À travers cette caricature, Rowlandson critique peut-être ce qu’il considère comme un traitement fort généreux pour celui qui a mis l’Europe à feu et à sang pendant presque vingt ans. Néanmoins, il se trompe. Si, pour l’Empereur (qui conserve ce titre), la vie à l’île d’Elbe n’a sans doute pas été facile à supporter tous les jours, d’un point de vue psychologique, il est loin d’être l’épave larmoyante dépeinte sur ce dessin.
Le 4 mai 1814, Napoléon débarque sur cette île de 224 km² et 37 000 habitants située à une dizaine de kilomètres de la Toscane. Immédiatement, il se décide à exercer la pleine souveraineté que lui a accordée le traité de Paris. Il reconstitue une cour impériale, un palais presque digne de ce nom, des troupes, et se lance dans un travail de réorganisation des routes, des ports, des impôts, des ressources naturelles et agricoles, etc. S’il a la douleur d’être séparé de son épouse, Marie-Louise, et de son fils, le roi de Rome, tous les deux réfugiés à Vienne, il peut compter sur sa mère, Madame Mère, et sa sœur, la fidèle Pauline, qui viennent s’installer à Portoferraio, sa nouvelle capitale. Il reçoit également la visite de sa maîtresse, Marie Walewska, et de son fils adultérin, Alexandre Colonna Walewski.

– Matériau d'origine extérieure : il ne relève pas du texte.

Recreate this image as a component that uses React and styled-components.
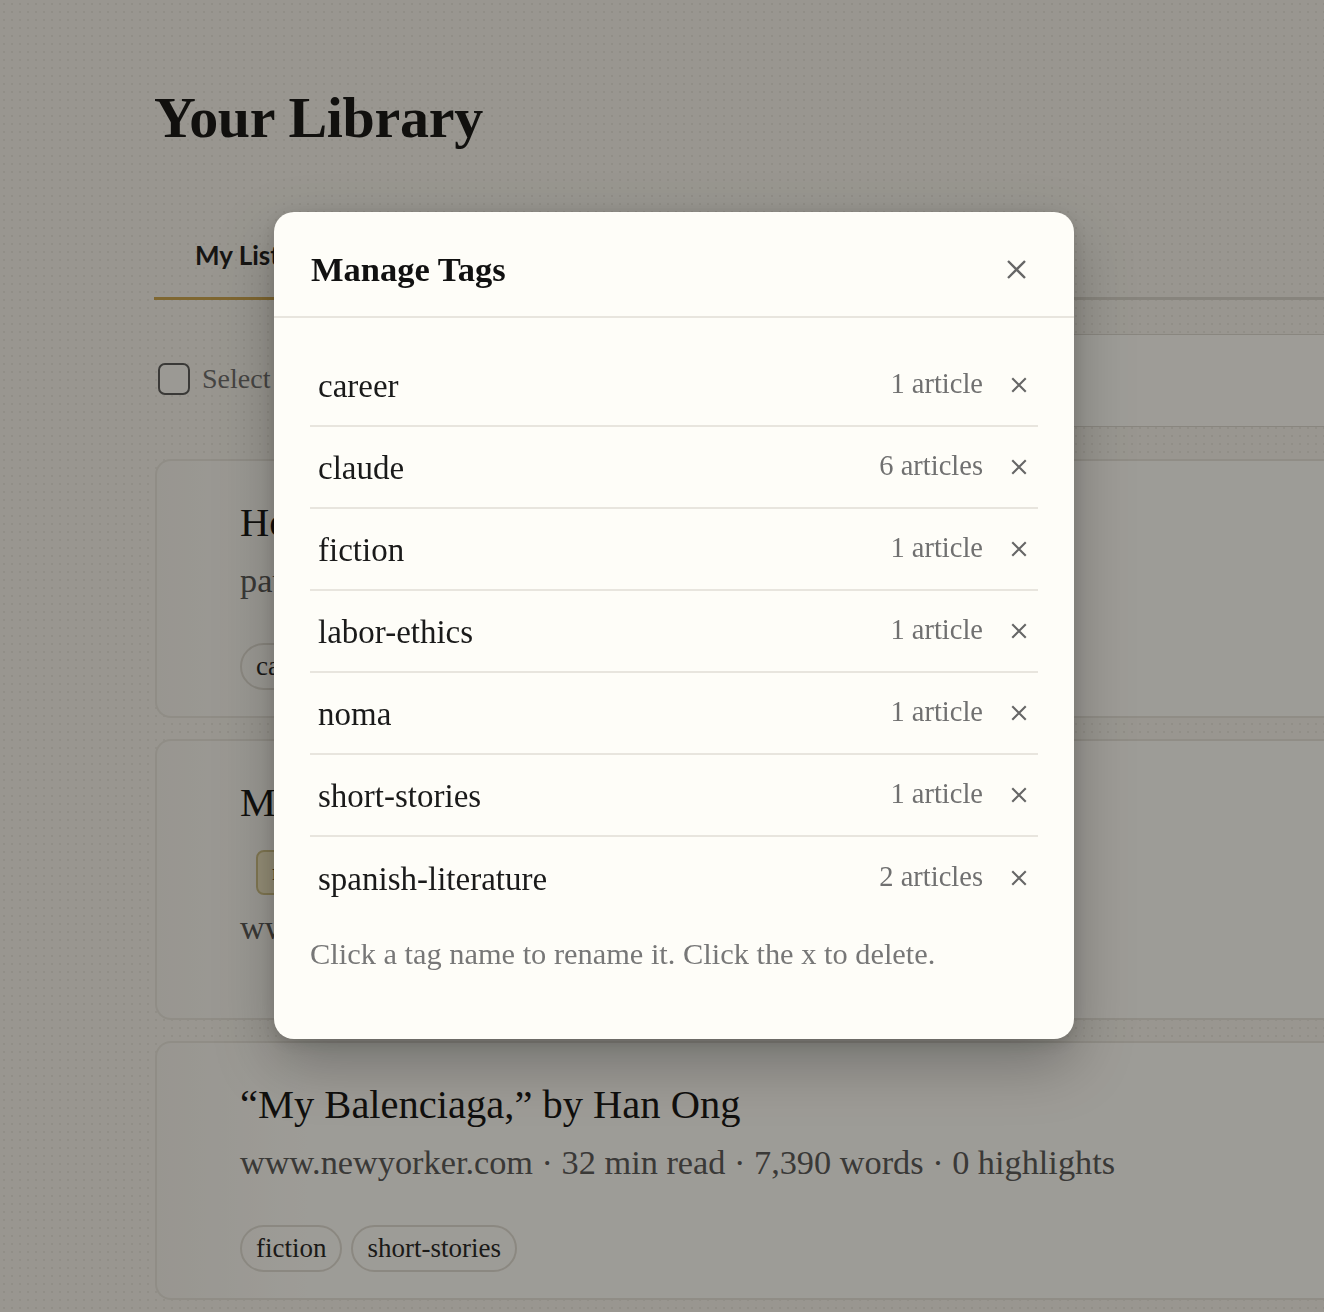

Napoléon n’a pas le temps de pleurnicher, surtout, puisqu’il organise son retour sur le Continent : le 26 février 2015, après seulement 300 jours sur l’île d’Elbe, il s’embarque pour la France, avec un millier d’hommes entassés dans sept bateaux avec armes, munitions et bagages. Le 1er mars suivant, il débarque à Golfe-Juan. Le 20 au soir, il s’installe aux Tuileries, désertées par Louis XVIII et ses partisans quelques heures plus tôt. Si l’Europe est en émoi, Paris semble reprendre le cours de sa vie impériale. Mais cela ne va pas durer longtemps. À peu près cent jours !
Afin d’apaiser les puissances européennes réunies à Vienne, l’empereur restauré prétend vouloir la paix et, avec le soutien de Benjamin Constant, offre aux Français un régime beaucoup plus libéral. Mais les Alliés ne l’entendent pas de cette oreille et réunissent un million d’hommes, qui marchent sur la France. L’Empereur décide qu’il va les arrêter dans ce qui était ses départements belges et qui fait désormais partie du tout nouveau royaume des Pays-Bas.